Les responsables de la région de Vénétie ont soumis à Rome un plan de relance de la ville, dépendante du tourisme, qui prévoit de contrôler les arrivées d’excursionnistes, d’augmenter le nombre de résidents permanents, d’encourager les start-ups, de limiter le stock d’appartements privés à louer et de prendre le contrôle du zonage commercial pour protéger les artisans vénitiens. La proposition, soumise en mars, vise à faire de Venise une « capitale mondiale de la durabilité », et espère exploiter une partie des 265 millions de dollars de fonds de relance de l’UE pour aider l’Italie durement touchée à se relever de la pandémie.

« Venise est en danger de disparition. Si nous n’arrêtons pas le processus et ne l’inversons pas, dans dix ans, Venise sera un désert, où l’on allumera les lumières le matin pour les éteindre le soir », a déclaré Nicola Pianon, originaire de Venise et directeur général du Boston Consulting Group, dont le plan stratégique pour Venise a inspiré la proposition de la région.

La proposition répond à l’urgence pour les Vénitiens de récupérer leur ville du tourisme de masse qui a atteint un pic de quelque 25 millions de visiteurs individuels en 2019, et de freiner l’exode de 1 000 Vénitiens chaque année. Il prévoit des investissements à hauteur de 4,8 milliards de dollars US pour attirer 12 000 nouveaux résidents et créer 20 000 nouveaux emplois.

Bien que les Vénitiens se plaignent de l’afflux massif de touristes, la pandémie a également révélé à quel point cette relation est symbiotique. Outre la perte de revenus touristiques, les Vénitiens ont subi une réduction drastique des transports publics, largement subventionnés par le trafic touristique. Même les musées de la ville n’ont pas pu se permettre de rouvrir leurs portes aux résidents lorsque les fermetures ont cessé.

« Venise sans touristes est devenue une ville qui ne pouvait pas servir ses propres citoyens », a déclaré Anna Moretti, experte en gestion des destinations à l’université Ca’ Foscari de Venise.

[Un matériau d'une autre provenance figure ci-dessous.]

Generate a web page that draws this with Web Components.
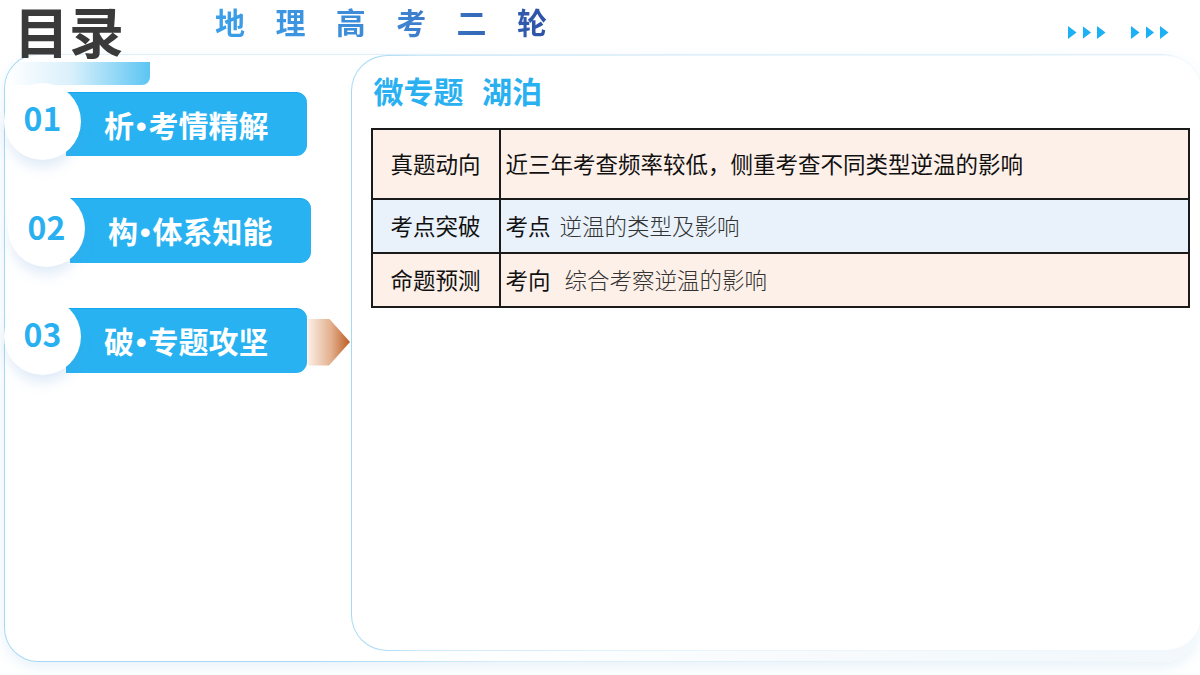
<!DOCTYPE html>
<html lang="zh">
<head>
<meta charset="utf-8">
<style>
    html, body { margin: 0; padding: 0; background: #fff; }
    body { width: 1200px; height: 675px; overflow: hidden; font-family: "Noto Sans CJK SC", sans-serif; }
</style>
</head>
<body>
<toc-page>
    <toc-menu-item slot="menu" num="01" style="--pill-top: 9px; --pill-h: 64px; --num-pad: 9px;">析<b>•</b>考情精解</toc-menu-item>
    <toc-menu-item slot="menu" num="02" style="--pill-top: 8px; --shift: 4px;">构<b>•</b>体系知能</toc-menu-item>
    <toc-menu-item slot="menu" num="03" active style="--pill-top: 10px; --num-pad: 7px;">破<b>•</b>专题攻坚</toc-menu-item>

    <topic-row label="真题动向" tone="warm" height="68">近三年考查频率较低，侧重考查不同类型逆温的影响</topic-row>
    <topic-row label="考点突破" tone="cool" height="52">考点 <span class="light">逆温的类型及影响</span></topic-row>
    <topic-row label="命题预测" tone="warm" height="52">考向 &nbsp;<span class="light">综合考察逆温的影响</span></topic-row>
</toc-page>

<script>
class TocMenuItem extends HTMLElement {
    constructor() {
        super()
        this.shadow = this.attachShadow({ mode: 'open' })
        this.render()
    }

    render() {
        const num = this.getAttribute('num') || ''
        const active = this.hasAttribute('active')
        this.shadow.innerHTML = /*html*/ `
            <style>
                :host {
                    display: flex;
                    align-items: flex-start;
                    margin-left: var(--shift, 0);
                    height: 78px;
                }
                .num {
                    position: relative;
                    z-index: 1;
                    flex: none;
                    width: 77px;
                    height: 77px;
                    margin-right: -15px;
                    border-radius: 50%;
                    background: #fff;
                    box-shadow: 0 10px 14px -3px rgba(90, 150, 215, 0.2);
                    display: flex;
                    align-items: center;
                    justify-content: center;
                    font-size: 32px;
                    font-weight: 700;
                    line-height: 1;
                    color: #29b0f1;
                    padding: 0 0 var(--num-pad, 5px) 0;
                    box-sizing: border-box;
                }
                .pill {
                    flex: none;
                    box-sizing: border-box;
                    width: 241px;
                    height: var(--pill-h, 65px);
                    margin-top: var(--pill-top, 10px);
                    padding-left: 38px;
                    border-radius: 0 11px 11px 0;
                    background: #29b2f1;
                    border-top: 1px solid #14a6ee;
                    color: #fff;
                    font-size: 30px;
                    font-weight: 700;
                    line-height: 63px;
                    white-space: nowrap;
                }
                ::slotted(b) {
                    font-family: "Liberation Sans", sans-serif;
                    font-weight: 700;
                    margin: 0 2px;
                }
                .arrow {
                    flex: none;
                    width: 42px;
                    height: 47px;
                    margin-top: 21px;
                    margin-left: 1px;
                    background: linear-gradient(90deg, #fbeee5, #e3b08e 55%, #bd5c22);
                    clip-path: polygon(0 0, 50% 0, 100% 50%, 50% 100%, 0 100%);
                }
            </style>
            <div class="num">${num}</div>
            <div class="pill"><slot></slot></div>
            ${active ? '<div class="arrow"></div>' : ''}
        `
    }
}

class TopicRow extends HTMLElement {
    constructor() {
        super()
        this.shadow = this.attachShadow({ mode: 'open' })
        this.render()
    }

    render() {
        const label = this.getAttribute('label') || ''
        const bg = this.getAttribute('tone') === 'cool' ? '#e9f2fb' : '#fdf0e9'
        const height = this.getAttribute('height') || 52
        this.shadow.innerHTML = /*html*/ `
            <style>
                :host {
                    display: grid;
                    grid-template-columns: 128px 1fr;
                    height: ${height}px;
                    background: ${bg};
                    color: #111;
                    font-size: 22.5px;
                    line-height: 1;
                }
                :host(:not(:last-child)) {
                    border-bottom: 2px solid #1a1a1a;
                }
                .label, .text {
                    display: flex;
                    align-items: center;
                    white-space: pre;
                    padding-bottom: 2px;
                }
                .label {
                    justify-content: center;
                    border-right: 2px solid #1a1a1a;
                }
                .text { padding-left: 5px; }
                ::slotted(.light) {
                    font-weight: 300;
                    color: #333;
                    margin-left: 4px;
                }
            </style>
            <div class="label">${label}</div>
            <div class="text"><span><slot></slot></span></div>
        `
    }
}

class TocPage extends HTMLElement {
    constructor() {
        super()
        this.shadow = this.attachShadow({ mode: 'open' })
        this.render()
    }

    render() {
        const tri = '<i></i><i></i><i></i>'
        this.shadow.innerHTML = /*html*/ `
            <style>
                :host {
                    display: block;
                    width: 1200px;
                    height: 675px;
                    overflow: hidden;
                    font-family: "Noto Sans CJK SC", sans-serif;
                }
                header {
                    display: flex;
                    align-items: flex-start;
                    height: 54px;
                    padding-left: 14px;
                }
                h1 {
                    position: relative;
                    z-index: 2;
                    margin: 0;
                    width: 201px;
                    font-size: 55px;
                    line-height: 58px;
                    font-weight: 700;
                    color: #3a3a3a;
                    white-space: nowrap;
                }
                .sub {
                    margin-top: 0;
                    font-size: 30px;
                    line-height: 42px;
                    font-weight: 700;
                    letter-spacing: 30.4px;
                    white-space: nowrap;
                    background: linear-gradient(90deg, #3a9fe9, #3f86d3 50%, #2b479c);
                    -webkit-background-clip: text;
                    background-clip: text;
                    color: transparent;
                }
                .tris {
                    display: flex;
                    margin: 26px 0 0 auto;
                    padding-right: 31.5px;
                    gap: 25.5px;
                }
                .tris span { display: flex; gap: 6px; }
                .tris i {
                    width: 8.5px;
                    height: 13px;
                    background: #1cb0f4;
                    clip-path: polygon(0 0, 100% 50%, 0 100%);
                }
                .card {
                    position: relative;
                    display: flex;
                    box-sizing: border-box;
                    height: 608px;
                    margin: 0 3px 0 4px;
                    border: 1.5px solid transparent;
                    border-radius: 34px;
                    background:
                        linear-gradient(90deg, #fff 30%, #f2f8fc 92%) padding-box,
                        linear-gradient(180deg, #e0f0fa 0 2px, transparent 2px) border-box,
                        linear-gradient(90deg, #a6d9f6 25%, #d8edf9 42%, #f4f9fc 100%) border-box;
                    box-shadow: 0 5px 14px rgba(120, 175, 225, 0.17);
                }
                .tab {
                    position: absolute;
                    top: 6.5px;
                    left: 2px;
                    width: 143px;
                    height: 23px;
                    border-radius: 0 0 8px 0;
                    background: linear-gradient(90deg, rgba(255,255,255,0), #d9f0fb 45%, #5cc5f3);
                }
                nav {
                    position: relative;
                    flex: none;
                    box-sizing: border-box;
                    width: 345.5px;
                    padding-top: 27.5px;
                    margin-left: -1px;
                    margin-right: 1px;
                    display: flex;
                    flex-direction: column;
                    gap: 29.5px;
                }
                .panel {
                    flex: 1;
                    box-sizing: border-box;
                    margin: 0 -6px 10px 0;
                    padding: 12px 10px 0 19px;
                    border: 1.5px solid transparent;
                    border-radius: 36px;
                    background:
                        linear-gradient(#fff, #fff) padding-box,
                        linear-gradient(90deg, #a6d9f6 3%, #cfe9f8 8%, #e8f3fb 40%, #f4f9fc 100%) border-box;
                }
                h2 {
                    margin: 0 0 16px 3px;
                    font-size: 30px;
                    line-height: 44px;
                    font-weight: 700;
                    word-spacing: 2.5px;
                    color: #29b0f1;
                    white-space: pre;
                }
                .table {
                    border: 2px solid #1a1a1a;
                    width: 819px;
                    box-sizing: border-box;
                }
            </style>
            <header>
                <h1>目录</h1>
                <div class="sub">地理高考二轮</div>
                <div class="tris"><span>${tri}</span><span>${tri}</span></div>
            </header>
            <section class="card">
                <div class="tab"></div>
                <nav><slot name="menu"></slot></nav>
                <main class="panel">
                    <h2>微专题  湖泊</h2>
                    <div class="table"><slot></slot></div>
                </main>
            </section>
        `
    }
}

customElements.define('toc-menu-item', TocMenuItem)
customElements.define('topic-row', TopicRow)
customElements.define('toc-page', TocPage)
</script>
</body>
</html>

La pandémie a mis en veilleuse les plans de la ville visant à introduire l’année dernière une taxe sur les excursionnistes qui dorment ailleurs, soit 80 % de l’affluence touristique totale. Quelque 19 millions d’excursionnistes ont visité la ville en 2019, dépensant à peine 6 à 25 euros chacun, selon le cabinet Boston Consulting. De l’autre côté de cette équation, les 20 % de touristes qui passent au moins une nuit à Venise contribuent à plus des deux tiers de l’ensemble des recettes touristiques.

Un système de réservation assorti d’un droit d’accès devrait être lancé en 2022 pour gérer les visiteurs d’un jour.

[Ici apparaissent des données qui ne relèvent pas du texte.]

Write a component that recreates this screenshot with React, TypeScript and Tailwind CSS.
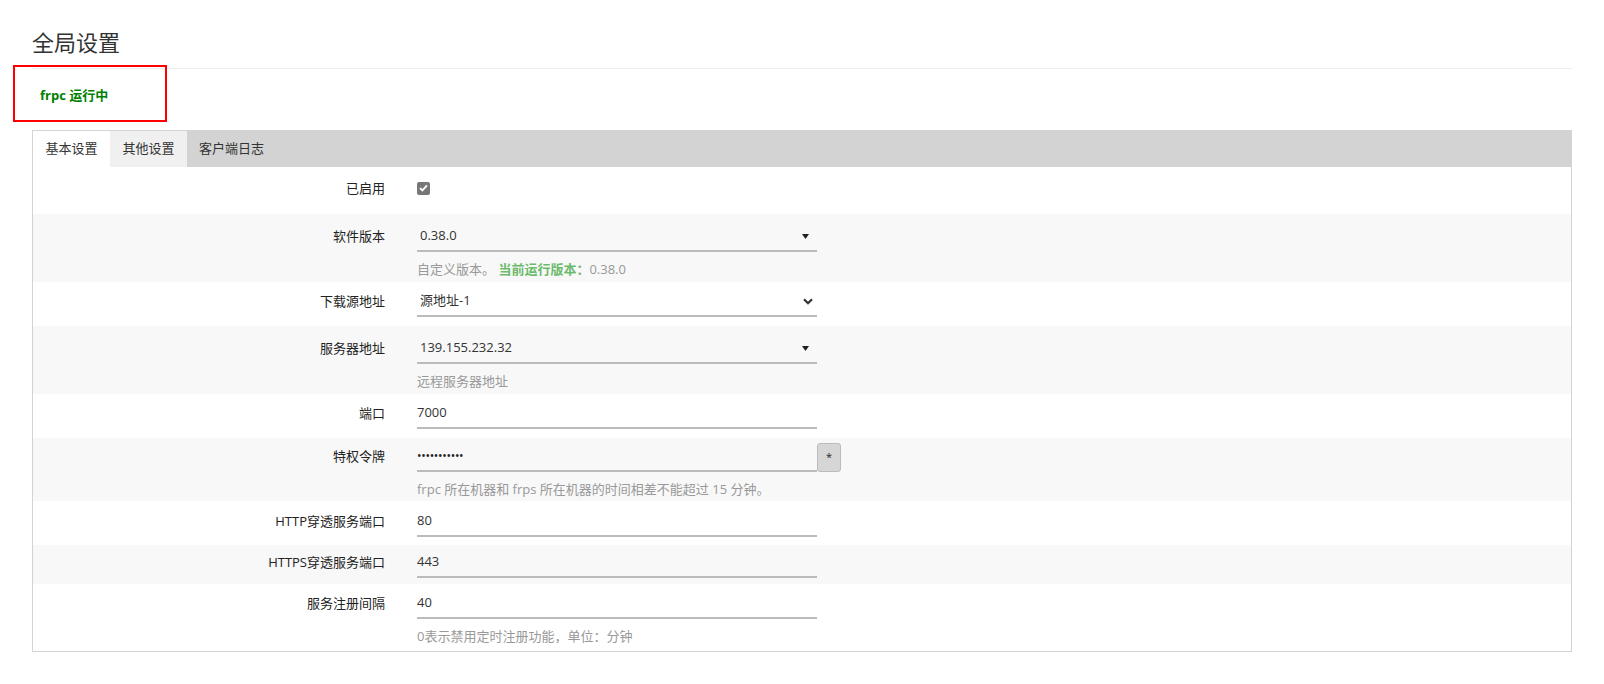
import React from 'react';

const Caret = () => (
  <svg width="7" height="5" viewBox="0 0 7 5" className="shrink-0">
    <path d="M0 0 H7 L3.5 5 Z" fill="#222" />
  </svg>
);

const Chevron = () => (
  <svg width="10" height="7" viewBox="0 0 10 7" className="shrink-0">
    <path d="M1 1.2 L5 5.2 L9 1.2" fill="none" stroke="#333" strokeWidth="2.2" />
  </svg>
);

interface RowProps {
  label: string;
  gray?: boolean;
  box: string;
  children: React.ReactNode;
  desc?: React.ReactNode;
}

const Row: React.FC<RowProps> = ({ label, gray, box, children, desc }) => (
  <div className={`flex ${box} ${gray ? 'bg-[#f8f8f8]' : 'bg-white'}`}>
    <div className="w-[352px] shrink-0 text-right leading-[28px] text-[#222]">{label}</div>
    <div className="ml-[32px] flex flex-col">
      {children}
      {desc && <div className="mt-[8px] leading-[18px] text-[#999]">{desc}</div>}
    </div>
  </div>
);

const Field: React.FC<{ value: string; select?: 'caret' | 'chevron' }> = ({ value, select }) => (
  <div
    className={`flex h-[30px] w-[400px] items-center justify-between border-b-2 border-[#bbb] text-[#333] ${
      select === 'caret' ? 'pl-[3px] pr-[8px]' : select === 'chevron' ? 'pl-[3px] pr-[4px]' : ''
    }`}
  >
    <span>{value}</span>
    {select === 'caret' && <Caret />}
    {select === 'chevron' && <Chevron />}
  </div>
);

const App: React.FC = () => {
  return (
    <div className="relative min-h-[684px] bg-white px-[32px] text-[13px] font-['Open_Sans','Noto_Sans_CJK_SC',sans-serif]">
      <div className="h-[69px] border-b border-[#eee] pt-[27px] text-[22px] leading-[30px] text-[#333]">全局设置</div>

      <div className="absolute left-[13px] top-[65px] h-[57px] w-[154px] border-2 border-[#f00]" />

      <div className="h-[61px] pl-[8px] pt-[17px] font-bold leading-[18px] text-[#008000]">frpc 运行中</div>

      <div className="border border-[#d3d3d3]">
        <div className="flex h-[36px] items-center bg-[#d3d3d3] text-[#333]">
          <div className="flex h-full w-[77px] items-center justify-center bg-white">基本设置</div>
          <div className="flex h-full w-[77px] items-center justify-center bg-[#f0f0f0]">其他设置</div>
          <div className="px-[12px]">客户端日志</div>
        </div>

        <Row label="已启用" box="h-[47px] pt-[7px]">
          <div className="flex h-[28px] items-center">
            <div className="flex h-[13px] w-[13px] items-center justify-center rounded-[2px] bg-[#777]">
              <svg width="9" height="8" viewBox="0 0 9 8">
                <path d="M1 4.2 L3.4 6.4 L8 1.4" fill="none" stroke="#fff" strokeWidth="1.8" />
              </svg>
            </div>
          </div>
        </Row>

        <Row
          label="软件版本"
          gray
          box="h-[68px] pt-[8px]"
          desc={
            <>
              自定义版本。 <span className="font-bold text-[#6cbb6c]">当前运行版本：</span>0.38.0
            </>
          }
        >
          <Field value="0.38.0" select="caret" />
        </Row>

        <Row label="下载源地址" box="h-[44px] pt-[5px]">
          <Field value="源地址-1" select="chevron" />
        </Row>

        <Row label="服务器地址" gray box="h-[68px] pt-[8px]" desc="远程服务器地址">
          <Field value="139.155.232.32" select="caret" />
        </Row>

        <Row label="端口" box="h-[44px] pt-[5px]">
          <Field value="7000" />
        </Row>

        <Row
          label="特权令牌"
          gray
          box="h-[63px] pt-[4px]"
          desc="frpc 所在机器和 frps 所在机器的时间相差不能超过 15 分钟。"
        >
          <div className="flex items-end">
            <div className="flex h-[30px] w-[400px] items-center border-b-2 border-[#bbb] text-[12px] tracking-[-0.3px] text-[#222]">
              •••••••••••
            </div>
            <div className="flex h-[29px] w-[24px] items-center justify-center rounded-[3px] border border-[#bbb] bg-[#d6d6d6] text-[11px] text-[#222]">
              *
            </div>
          </div>
        </Row>

        <Row label="HTTP穿透服务端口" box="h-[44px] pt-[6px]">
          <Field value="80" />
        </Row>

        <Row label="HTTPS穿透服务端口" gray box="h-[39px] pt-[3px]">
          <Field value="443" />
        </Row>

        <Row label="服务注册间隔" box="h-[67px] pt-[5px]" desc="0表示禁用定时注册功能，单位：分钟">
          <Field value="40" />
        </Row>
      </div>
    </div>
  );
};

export default App;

Soucieuse de surveiller les arrivées quotidiennes de touristes, la ville a mis en place l’année dernière, près du pont ferroviaire principal, une salle de contrôle intelligente à la pointe de la technologie qui identifie le nombre de visiteurs présents à Venise à tout moment grâce aux données des téléphones portables, qui révèlent également leur pays d’origine et leur emplacement dans la ville. Grâce à cette technologie, les futures réservations pourront être contrôlées à l’aide de codes QR téléchargés sur les téléphones, sans qu’il soit nécessaire d’installer des points de contrôle. Selon M. Pianon, le projet est réalisable dans une ville comme Venise, qui dispose d’un nombre limité de points d’accès et couvre une superficie d’à peine trois kilomètres carrés.

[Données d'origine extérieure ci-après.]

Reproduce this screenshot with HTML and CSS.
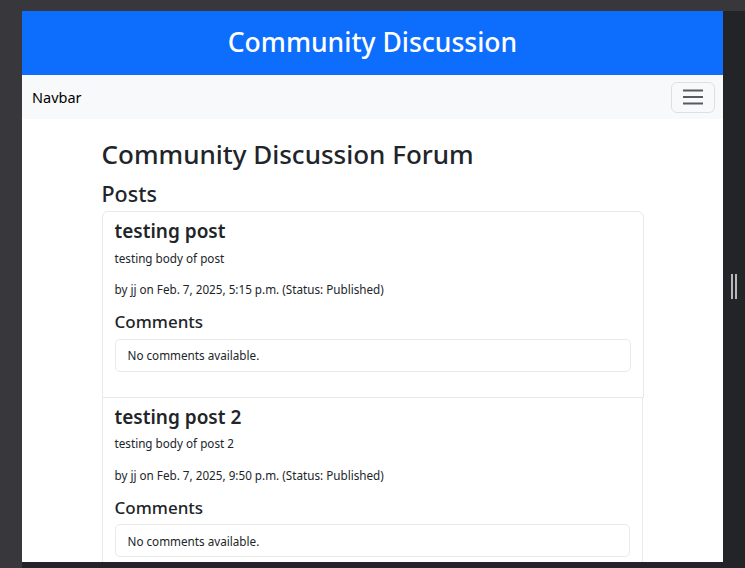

Pour relancer un tourisme plus durable à Venise, il faudrait détourner les touristes vers de nouvelles destinations, encourager les nuitées, décourager les excursions d’une journée et permettre le repeuplement de la ville avec de nouveaux habitants.

Beaucoup de choses pourraient mal tourner. Les opérateurs touristiques ont désespérément besoin d’une reprise des affaires, et le monde entier a un désir refoulé de voyager. En outre, de nombreux changements souhaités par les responsables de la région et de la ville doivent être décidés à Rome, y compris toute limite sur le zonage commercial ou les propriétés de location Airbnb.

« Je pense que le niveau de dystopie que nous avions atteint était d’une telle ampleur qu’il fallait réagir », a déclaré Carlo Bagnoli, responsable d’un laboratoire d’innovation, VeniSia, à l’université Ca’ Foscari. « Il y a de nombreux projets qui émergent de nombreux endroits ».

L’île de la Certosa, après plus d’une décennie, est toujours un travail en cours, mais son succès est dans les chiffres : 3 000 visiteurs chaque week-end.

Sonino voit 10 autres sites publics dans la lagune avec un potentiel de redéveloppement, y compris d’anciens hôpitaux, des îles abandonnées et des bases militaires.

Il attribue la responsabilité de la situation difficile de la ville aux Vénitiens eux-mêmes, qui ont beaucoup parlé et peu agi. Mais il pense que la pandémie, associée à l’intérêt constant du monde pour l’avenir de Venise, pourrait bien être le coup de pouce dont la ville a besoin pour changer.

« Je préfère espérer que nous saisirons l’occasion. Carpe diem n’est pas seulement un slogan mais une opportunité », a déclaré M. Sonino. « Nous avons besoin de beaucoup d’idées et de beaucoup de passion pour faire passer Venise du passé au futur ».